Other Kinds of Evidence
- Corroborating evidence
- Demonstrative evidence
- Direct evidence
- DNA evidence
- Medical evidence
- Testimony (oral/witness evidence)
The Standards of Evidence
Beyond a Reasonable Doubt
In a civil suit, the plaintiff is responsible for presenting a “weight of evidence” that demonstrates that their argument is sound. In a criminal case, the prosecutor must prove “beyond a reasonable doubt” that the defendant is guilty. So, the standards of evidence for criminal case are slightly stricter.
The reason why prosecutors must present evidence that proves guilt beyond a reasonable doubt in criminal cases is because punishments for criminal cases can be very severe. In some states, punishment can even include death. So, the higher standard of evidence is intended to prevent innocent people from being found guilty in criminal cases.
Insufficient evidence is when too little evidence is brought forth by the prosecution or the plaintiff, and the judge dismisses the case. When this happens, the judge does so because they believe that the plaintiff or the prosecution does not have enough proof of the accusation(s) for there to be justification for a full trial.
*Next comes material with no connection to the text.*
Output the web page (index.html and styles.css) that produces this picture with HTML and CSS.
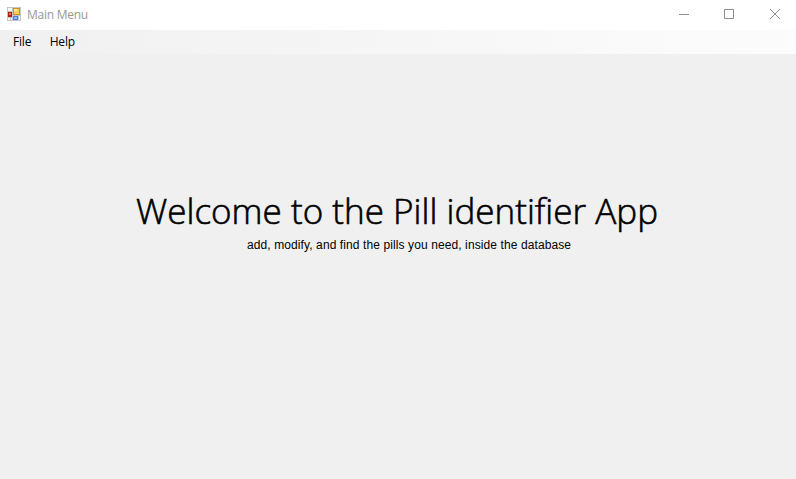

Sometimes, if a case is dismissed due to insufficient evidence, the prosecution or the plaintiff may go and seek out more evidence. If they can find new evidence, then the judge may allow the case to proceed.
Relevance refers to the fact that evidence being presented in court cases has to be connected to the points of the case. In other words, the evidence that each party presents should help to prove or disprove a matter that is integral to the case.
If a specific piece of evidence is believed to be irrelevant by a party in the suit, then an attorney may object to it. If the judge agrees that it is irrelevant, then the objection may be sustained. This means that the evidence will be dismissed, a question will not be answered, etc.
Other Standards of Evidence
- Admissible evidence
- Clear and convincing evidence
- Daubert standard
- Federal Rules of Evidence
- Inadmissible evidence
- Incompetent evidence
- Preponderance of evidence
- Recorded recollection
Evidence That Doesn’t Hold Up in Court
Hearsay is when either a witness or an attorney brings forth a statement made by another person who's out of the courtroom as evidence. Hearsay is generally not accepted in courtrooms as evidence, because it's viewed as highly unreliable and unverifiable.
An incompetent witness is a witness who is deemed to be incapable of providing sound testimony. This is usually because the witness is either a child, has a mental illness, or claims to be an expert witness (but is not really an expert on the subject matter). Testimonies from incompetent witnesses are typically dismissed and cannot be used in trials to support arguments.
The reason why evidence from incompetent witnesses is usually dismissed is because it is deemed as being unreliable, or having too great a chance of being untrue. If an attorney believes that a witness is incompetent, then they may object to the evidence that they present due to incompetence.
Tampered evidence is evidence that has been altered or intentionally changed by a person to affect the outcome of a trial. Tampered evidence is typically dismissed in a court because after it has been tampered with, its legitimacy is no longer reliable. Tampering with evidence is a crime, and people who do it can face criminal charges.
Other Invalid Evidence
The Importance of Evidence
Evidence is a crucial aspect of court cases. Without evidence, claims cannot be proven to be true or untrue. In order for attorneys to win trials, it is of the utmost importance that they provide evidence that supports their argument. If they fail to do this, then there is a good chance that they will lose the case.
The more legitimate evidence you have to support your position, the better your chances are of winning a case. The evidence that you present must also be more convincing than the evidence presented by the opposing counsel. Ultimately, however, it is up to the jury or judge to interpret your evidence and make a decision.